Medical program a success

The bright light on the horizon addressing the shortage of physicians across the Northwest is the University of Northern B.C.’s (UNBC) Northern Medical Program.

UNBC

UNBC

The bright light on the horizon addressing the shortage of physicians across the Northwest is the University of Northern B.C.’s (UNBC) Northern Medical Program.

Northern Health faces several challenges when it comes to recruiting physicians, Dr. Geoff Appleton, Northwest Medical Director for Northern Health said, due to our rurality and isolation.

But by training medical professionals up here, it not only helps acclimatize them to the region, but they’re then taken in for their residency program throughout the smaller communities, showing them first-hand the benefits, Appleton said.

“We have students here in Terrace in the northern medical program in resident positions and the more of these come through the more they kind of get to like the north and are trained,” Appleton said. “It’s a huge help.”

Right now a lot of the graduates of the program are staying in the north, Prince George specifically, Appleton said, which is a success for Northern Health, but what he’d like to see the program do is expand further to smaller, more rural communities. Communities such as Houston, where they’re dealing with hundreds of people without a doctor; patients who now have to travel for medical assistance.

“We’re hoping that it falls out to our smaller areas, because they get to realize the advantages of working up here, “Appleton said, who works in Terrace. “It’s a nice lifestyle, and you’re not paying Vancouver Health’s prices.”

They took their first students in 2004, Dr. David Snadden, Vice Provost of Medicine with UNBC said, with their first graduates going into residency programs in 2008. General practitioners, who then have a two-year residency, have emerged fully licensed just six months ago. Specialists have to go through a five year residency program before being allowed to take the exams to become fully licensed.

“What we’ve tried to do … is to have an admissions system for a northern medical program which seeks to find students we think are more likely to be successful in their education in a rural area, and therefore more likely to settle in the rural area,” Snadden said.

In the long-term, rural students, or urban students with a rural affinity, are more likely to choose to stay in the smaller communities, communities that are often faced with the most challenges in recruiting physicians.

In fact, roughly half the students they have now come from northern B.C., from communities like Kitimat, Smithers, and Houston. In total, 85 per cent of their students come from rural B.C.

“We’ve got a smattering of students coming from northern areas,” Snadden said. “I would really like to encourage those students who are thinking of going to university and thinking of future careers to consider medicine, because we really want to try to recruit as many as we can from rural areas.”

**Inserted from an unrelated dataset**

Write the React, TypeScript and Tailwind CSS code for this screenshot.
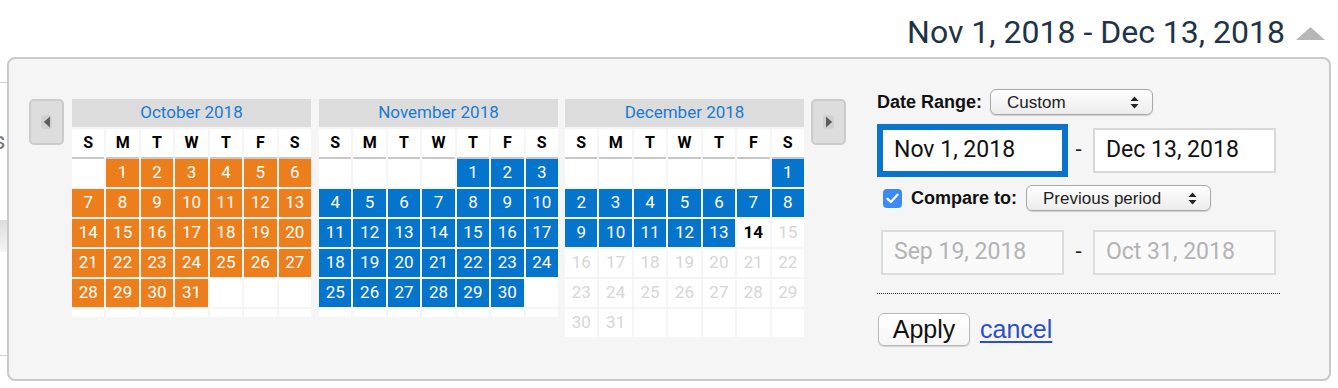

And it’s not just Prince George that the students are acclimatized to, he said. There is a mandatory course between second and third years requiring students to intern at communities like Houston or Hazelton; smaller communities than Prince George where procedures may be a tad different, and certainly the pace and environment.

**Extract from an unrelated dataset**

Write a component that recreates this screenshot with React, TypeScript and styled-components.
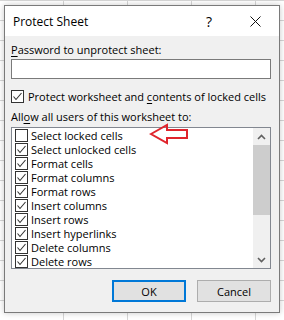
import React from "react";
import styled, { createGlobalStyle } from "styled-components";

const Global = createGlobalStyle`
  html, body { margin: 0; padding: 0; }
  body {
    font-family: "Open Sans", "Noto Sans", sans-serif;
    font-size: 11px;
    color: #000;
    background-color: #ffffff;
    background-image:
      linear-gradient(to right, #d6d6d6 1px, transparent 1px),
      linear-gradient(to bottom, #d6d6d6 1px, transparent 1px);
    background-size: 64px 20px;
    background-position: 63px 0;
  }
`;

const Page = styled.div`
  width: 284px;
  height: 320px;
  padding: 5px 0 0 4px;
  box-sizing: border-box;
  overflow: hidden;
`;

const Dialog = styled.div`
  width: 276px;
  height: 308px;
  box-sizing: border-box;
  border: 1px solid #7a7a7a;
  background: #f0f0f0;
  box-shadow: 0 0 6px rgba(0, 0, 0, 0.22);
  display: flex;
  flex-direction: column;
`;

const TitleBar = styled.div`
  height: 30px;
  background: #ffffff;
  display: flex;
  align-items: center;
  padding-left: 8px;
  padding-top: 1px;
  box-sizing: border-box;
`;

const Title = styled.div`
  flex: 1;
  font-size: 12px;
`;

const HelpButton = styled.div`
  width: 30px;
  margin-right: 8px;
  text-align: center;
  font-size: 14px;
`;

const CloseButton = styled.div`
  width: 46px;
  margin-right: 1px;
  display: flex;
  align-items: center;
  justify-content: center;
`;

const Body = styled.div`
  flex: 1;
  display: flex;
  flex-direction: column;
  padding: 7px 8px 0 6px;
`;

const Label = styled.div<{ $mt?: number }>`
  height: 14px;
  line-height: 14px;
  margin-top: ${(p) => p.$mt ?? 0}px;
  white-space: nowrap;
`;

const Key = styled.span`
  text-decoration: underline;
  text-underline-offset: 2px;
`;

const TextInput = styled.div`
  margin-top: 2px;
  height: 20px;
  box-sizing: border-box;
  border: 1px solid #7a7a7a;
  background: #ffffff;
`;

const CheckRow = styled.div`
  margin-top: 9px;
  height: 16px;
  display: flex;
  align-items: center;
  gap: 4px;
  white-space: nowrap;
`;

const Box = styled.span`
  width: 13px;
  height: 13px;
  box-sizing: border-box;
  border: 1px solid #333333;
  background: #ffffff;
  flex: none;
  display: flex;
  align-items: center;
  justify-content: center;
`;

const ListBox = styled.div`
  position: relative;
  margin-top: 3px;
  height: 142px;
  box-sizing: border-box;
  border: 1px solid #828790;
  background: #ffffff;
  display: flex;
`;

const Items = styled.div`
  flex: 1;
  display: flex;
  flex-direction: column;
`;

const Item = styled.div`
  height: 14px;
  display: flex;
  align-items: center;
  gap: 3px;
  padding-left: 3px;
  white-space: nowrap;
`;

const ScrollBar = styled.div`
  width: 17px;
  background: #f0f0f0;
  display: flex;
  flex-direction: column;
`;

const ScrollArrow = styled.div`
  height: 17px;
  display: flex;
  align-items: center;
  justify-content: center;
`;

const Track = styled.div`
  flex: 1;
  display: flex;
  flex-direction: column;
`;

const Thumb = styled.div`
  height: 70px;
  background: #cdcdcd;
`;

const Pointer = styled.svg`
  position: absolute;
  left: 137px;
  top: -5px;
`;

const ButtonRow = styled.div`
  margin-top: 11px;
  display: flex;
  justify-content: flex-end;
  gap: 11px;
`;

const Button = styled.div<{ $default?: boolean }>`
  width: 74px;
  height: 22px;
  box-sizing: border-box;
  border: ${(p) => (p.$default ? "2px solid #0078d7" : "1px solid #adadad")};
  background: #e1e1e1;
  display: flex;
  align-items: center;
  justify-content: center;
`;

const Check = () => (
  <svg width="11" height="11" viewBox="0 0 11 11">
    <polyline points="1.5,5.5 4,8.5 9.5,2" fill="none" stroke="#333" strokeWidth="1.1" />
  </svg>
);

const items: [string, boolean][] = [
  ["Select locked cells", false],
  ["Select unlocked cells", true],
  ["Format cells", true],
  ["Format columns", true],
  ["Format rows", true],
  ["Insert columns", true],
  ["Insert rows", true],
  ["Insert hyperlinks", true],
  ["Delete columns", true],
  ["Delete rows", true],
];

export default function App() {
  return (
    <>
      <Global />
      <Page>
        <Dialog>
          <TitleBar>
            <Title>Protect Sheet</Title>
            <HelpButton>?</HelpButton>
            <CloseButton>
              <svg width="11" height="11" viewBox="0 0 11 11">
                <path d="M0.5,0.5 L10.5,10.5 M10.5,0.5 L0.5,10.5" stroke="#111" strokeWidth="1" />
              </svg>
            </CloseButton>
          </TitleBar>
          <Body>
            <Label>
              <Key>P</Key>assword to unprotect sheet:
            </Label>
            <TextInput />
            <CheckRow>
              <Box>
                <Check />
              </Box>
              <span>
                Protect worksheet and <Key>c</Key>ontents of locked cells
              </span>
            </CheckRow>
            <Label $mt={6}>
              All<Key>o</Key>w all users of this worksheet to:
            </Label>
            <ListBox>
              <Items>
                {items.map(([t, c]) => (
                  <Item key={t}>
                    <Box>{c && <Check />}</Box>
                    <span>{t}</span>
                  </Item>
                ))}
              </Items>
              <ScrollBar>
                <ScrollArrow>
                  <svg width="9" height="6" viewBox="0 0 9 6">
                    <polyline points="1,5 4.5,1.5 8,5" fill="none" stroke="#606060" strokeWidth="1.6" />
                  </svg>
                </ScrollArrow>
                <Track>
                  <Thumb />
                </Track>
                <ScrollArrow>
                  <svg width="9" height="6" viewBox="0 0 9 6">
                    <polyline points="1,1 4.5,4.5 8,1" fill="none" stroke="#606060" strokeWidth="1.6" />
                  </svg>
                </ScrollArrow>
              </ScrollBar>
              <Pointer width="42" height="22" viewBox="0 0 42 22">
                <path
                  d="M2,11 L18,2 L18,7 L38,7 L38,15 L18,15 L18,20 Z"
                  fill="none"
                  stroke="#e0242c"
                  strokeWidth="2"
                  strokeLinejoin="miter"
                />
              </Pointer>
            </ListBox>
            <ButtonRow>
              <Button $default>OK</Button>
              <Button>Cancel</Button>
            </ButtonRow>
          </Body>
        </Dialog>
      </Page>
    </>
  );
}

“Seeing rural practices, working with physicians, is really important for students,” Snadden said. “We’re trying to make sure our students are immersed in rural issues.”

It’s a program that has been praised not just in B.C., but from other provinces as well, Snadden said, with students applying from across Canada to take their program.

It has been fairly successful at retaining these graduates for smaller municipalities, with one remaining in Fort St. John where their residency was, several more remaining in Prince George, and for those that did head down south, the majority have chosen to practice in smaller communities down there, as well.

“There’s definitely been some success,” Snadden said. “Whatever we’re doing, our students are not being turned off rural life, some students continue to explore it.”

There has been a remarkable amount of interest in the program from students interested in these opportunities, Snadden said, and in doing their residency throughout the northwest.

There are challenges, Snadden acknowledged, but the Northern Medical Program is one method to showcase not only the benefits of practicing here, but of the highlights of northern living.

“It is a difficult issue that’s so important for our communities, because a lot of this is sustainability based,” Snadden said.